■ Task description:
Skip all pictures, then copy the lines from the start of the data through the line with "DHCP Server dialog", keeping both ends.

■ Data section:

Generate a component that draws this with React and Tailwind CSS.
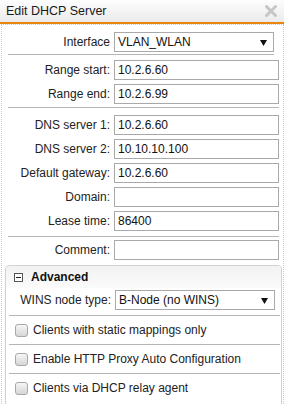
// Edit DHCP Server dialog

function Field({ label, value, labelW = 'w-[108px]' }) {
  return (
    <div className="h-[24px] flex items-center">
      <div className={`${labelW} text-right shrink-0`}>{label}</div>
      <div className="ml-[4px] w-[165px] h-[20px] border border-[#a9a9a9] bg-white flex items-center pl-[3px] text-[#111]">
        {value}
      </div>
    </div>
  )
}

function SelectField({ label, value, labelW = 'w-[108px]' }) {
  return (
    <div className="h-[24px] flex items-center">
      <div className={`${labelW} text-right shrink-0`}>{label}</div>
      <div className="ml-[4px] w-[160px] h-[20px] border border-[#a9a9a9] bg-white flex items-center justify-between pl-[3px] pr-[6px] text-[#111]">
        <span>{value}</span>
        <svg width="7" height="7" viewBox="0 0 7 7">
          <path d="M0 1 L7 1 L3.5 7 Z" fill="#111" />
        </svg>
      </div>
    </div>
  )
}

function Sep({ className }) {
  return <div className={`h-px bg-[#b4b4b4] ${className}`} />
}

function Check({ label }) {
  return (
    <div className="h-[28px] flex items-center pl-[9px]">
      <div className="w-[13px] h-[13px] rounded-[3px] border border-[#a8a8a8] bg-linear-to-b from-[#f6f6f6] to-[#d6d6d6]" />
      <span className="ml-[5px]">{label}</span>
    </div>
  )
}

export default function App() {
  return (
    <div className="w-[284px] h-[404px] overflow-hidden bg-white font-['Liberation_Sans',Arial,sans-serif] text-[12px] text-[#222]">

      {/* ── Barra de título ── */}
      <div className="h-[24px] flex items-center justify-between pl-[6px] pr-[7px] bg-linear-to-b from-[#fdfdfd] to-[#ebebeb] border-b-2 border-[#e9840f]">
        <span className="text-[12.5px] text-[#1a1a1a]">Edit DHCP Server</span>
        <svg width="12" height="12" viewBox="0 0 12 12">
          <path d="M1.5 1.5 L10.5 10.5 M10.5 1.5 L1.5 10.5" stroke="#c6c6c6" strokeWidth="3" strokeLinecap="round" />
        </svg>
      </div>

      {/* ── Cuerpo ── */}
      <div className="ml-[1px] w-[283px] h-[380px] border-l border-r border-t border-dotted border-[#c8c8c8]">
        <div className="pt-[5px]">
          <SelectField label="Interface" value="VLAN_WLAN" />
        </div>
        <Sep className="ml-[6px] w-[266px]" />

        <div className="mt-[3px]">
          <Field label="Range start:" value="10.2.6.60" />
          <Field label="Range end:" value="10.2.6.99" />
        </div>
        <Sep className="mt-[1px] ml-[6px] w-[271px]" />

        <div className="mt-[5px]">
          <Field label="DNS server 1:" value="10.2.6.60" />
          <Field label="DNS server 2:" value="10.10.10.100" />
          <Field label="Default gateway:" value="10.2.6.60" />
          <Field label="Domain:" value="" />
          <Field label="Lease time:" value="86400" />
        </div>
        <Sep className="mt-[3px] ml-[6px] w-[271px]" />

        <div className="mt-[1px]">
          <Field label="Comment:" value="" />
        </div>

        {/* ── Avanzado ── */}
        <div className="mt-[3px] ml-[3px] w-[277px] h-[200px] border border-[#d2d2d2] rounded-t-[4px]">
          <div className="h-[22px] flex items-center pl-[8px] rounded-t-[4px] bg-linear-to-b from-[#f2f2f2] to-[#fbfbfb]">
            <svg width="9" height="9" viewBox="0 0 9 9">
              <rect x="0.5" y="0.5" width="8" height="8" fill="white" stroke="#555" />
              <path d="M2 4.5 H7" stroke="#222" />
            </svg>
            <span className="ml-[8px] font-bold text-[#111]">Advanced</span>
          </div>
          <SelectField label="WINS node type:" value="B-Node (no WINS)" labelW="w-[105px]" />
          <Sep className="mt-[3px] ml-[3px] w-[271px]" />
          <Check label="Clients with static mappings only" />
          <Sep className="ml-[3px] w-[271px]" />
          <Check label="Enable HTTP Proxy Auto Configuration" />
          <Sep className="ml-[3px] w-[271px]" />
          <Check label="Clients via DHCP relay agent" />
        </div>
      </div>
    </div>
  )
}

■ Exercise solution:
Generate a component that draws this with React and Tailwind CSS.
// Edit DHCP Server dialog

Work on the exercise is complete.